- Boulogne Sur Mer Location in Greater Buenos Aires
- Coordinates: 34°30′S 58°34′W﻿ / ﻿34.500°S 58.567°W
- Country: Argentina
- Province: Buenos Aires
- Partido: San Isidro
- Elevation: 16 m (52 ft)

Population (2001 census [INDEC])
- • Total: 73,496
- CPA Base: B 1643
- Area code: +54 11

= Boulogne Sur Mer =

Boulogne Sur Mer is a town in Buenos Aires Province, Argentina. It is in San Isidro Partido and forms part of the Greater Buenos Aires urban conurbation, 26 km (16,25 mi) north of Buenos Aires. It has a population of 89,046 (2001 INDEC census). The town is named after the city of Boulogne-sur-Mer in northern France, where the Argentine general José de San Martín died in 1850.

== History ==
Boulogne Sur Mer developed in the early twentieth century as part of the suburban expansion of northern Greater Buenos Aires. The town takes its name from the French port city of Boulogne-sur-Mer, where Argentine national hero José de San Martín died in 1850- a symbolic choice reflecting Argentina’s admiration for San Martín and its cultural connections to Europe.

The arrival of the Ferrocarril General Mitre rail line contributed to its consolidation as a residential and light-industrial area, attracting working- and middle-class families seeking proximity to Buenos Aires while maintaining access to the manufacturing corridor that developed during the mid-1900s. By the late twentieth century, Boulogne Sur Mer had become an important urban center within San Isidro Partido, with commercial activity clustered around Avenida Avelino Rolón and the surrounding neighborhoods.

== Demography ==
According to the 2010 National Census (the most recent with full disaggregated data for localities), Boulogne Sur Mer had 73,496 inhabitants, making it one of the most populous towns in San Isidro Partido and part of the densely settled northern urban belt of Greater Buenos Aires. Census data show a predominantly urban population with relatively balanced gender distribution and household sizes consistent with metropolitan Buenos Aires trends.

More recent population projections from the Buenos Aires provincial statistics office indicate continued demographic stability and a gradual aging of the population, with growth driven primarily by internal mobility within the metropolitan region rather than new migration flows. Boulogne Sur Mer is further characterized by high educational attainment and employment levels aligned with nearby commercial and service sectors in San Isidro and northern Buenos Aires.

==Transport==
By rail, the town in served by the narrow gauge Belgrano Norte Line, which has both regular and differential services. National Route 9 also passes through the town, giving direct access to the city of Buenos Aires and to provinces to the west.

==Education==
Boulogne Sur Mer has a diverse educational landscape, offering various options for primary, secondary, and tertiary education. The town is home to several notable educational institutions, including both public and private schools that serve its growing suburban population.

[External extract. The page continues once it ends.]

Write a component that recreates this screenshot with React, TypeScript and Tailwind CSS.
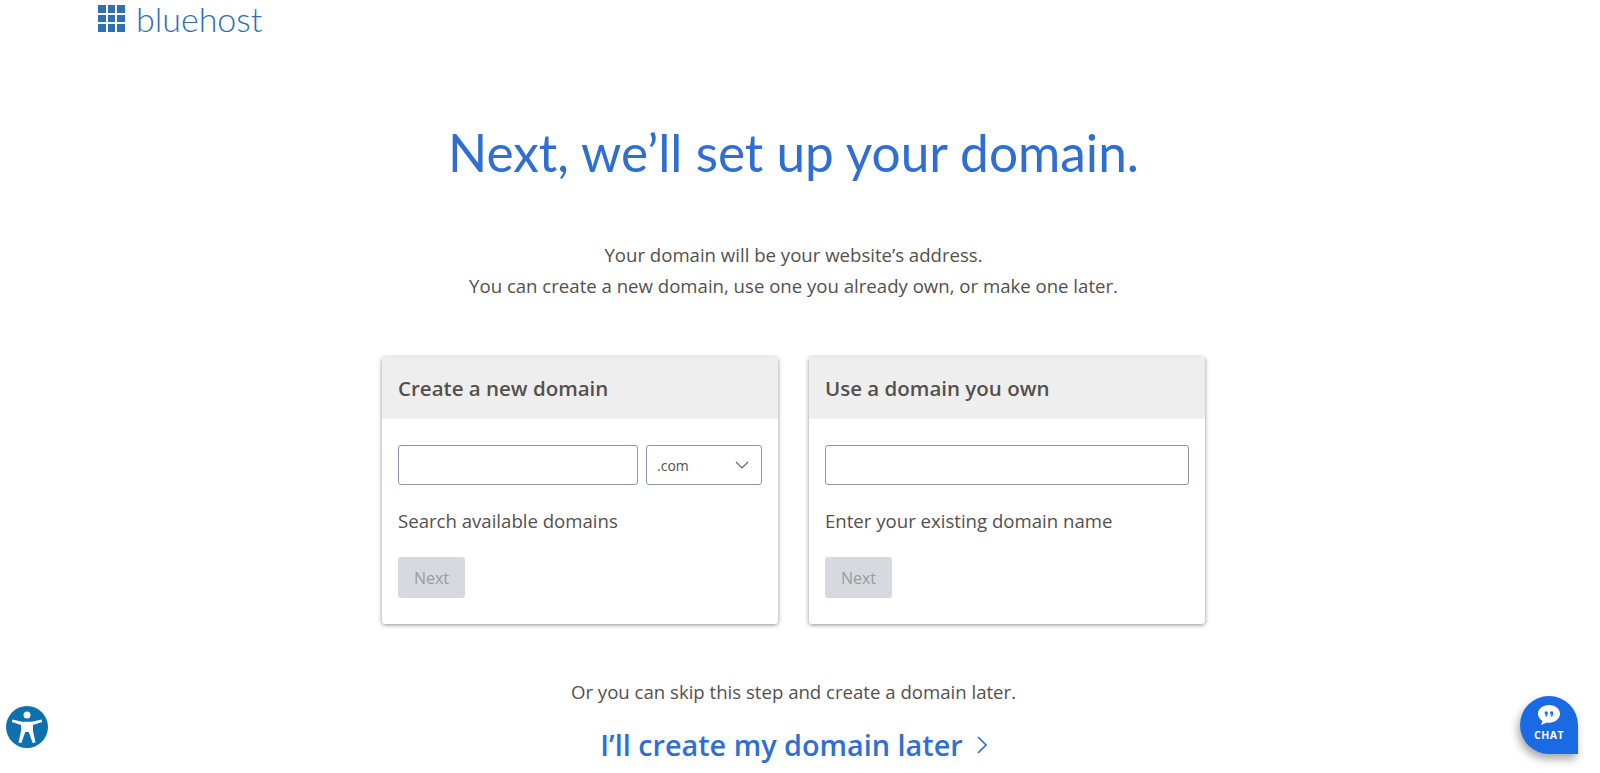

=== Primary and Secondary Education ===
Primary and secondary education in Boulogne Sur Mer is anchored by several long-established schools. One of the most prominent schools in Boulogne Sur Mer is the coeducational Colegio Cardenal Newman, a private Catholic school founded in 1948. The school is situation on Eliseo Reclus 1133, Boulogne Sur Mer, Buenos Aires. It provides instruction from kindergarten through the secondary level and is recognized for its academically rigorous curriculum as well as its emphasis on Catholic formation and community values.

Boulogne Sur Mer is also home to Goethe-Schule Buenos Aires, a German-Argentine bilingual school that offers education from kindergarten through the upper secondary level, following both Argentine and German academic standards. The institution is known for its intercultural curriculum and its role as one of the leading German schools abroad in Argentina.

=== Higher Education ===
While Boulogne Sur Mer itself does not host any universities within its boundaries, its proximity to Buenos Aires metropolitan area provides residents with convenient access to numerous higher education institutions. Students commonly commute to institutions such as the University of Buenos Aires, Universidad de San Andrés, and other public and private universities located in the region.

=== Adult Education ===
Adult education is also available to residents. As in many towns across Buenos Aires Province, secondary schools in Boulogne Sur Mer typically offer adult education programs under the modality known as Educación Secundaria Permanente de Jóvenes y Adultos. These programs enable young people and adults who did not complete their formal studies to obtain a secondary-level credential through flexible schedules and adapted curricula.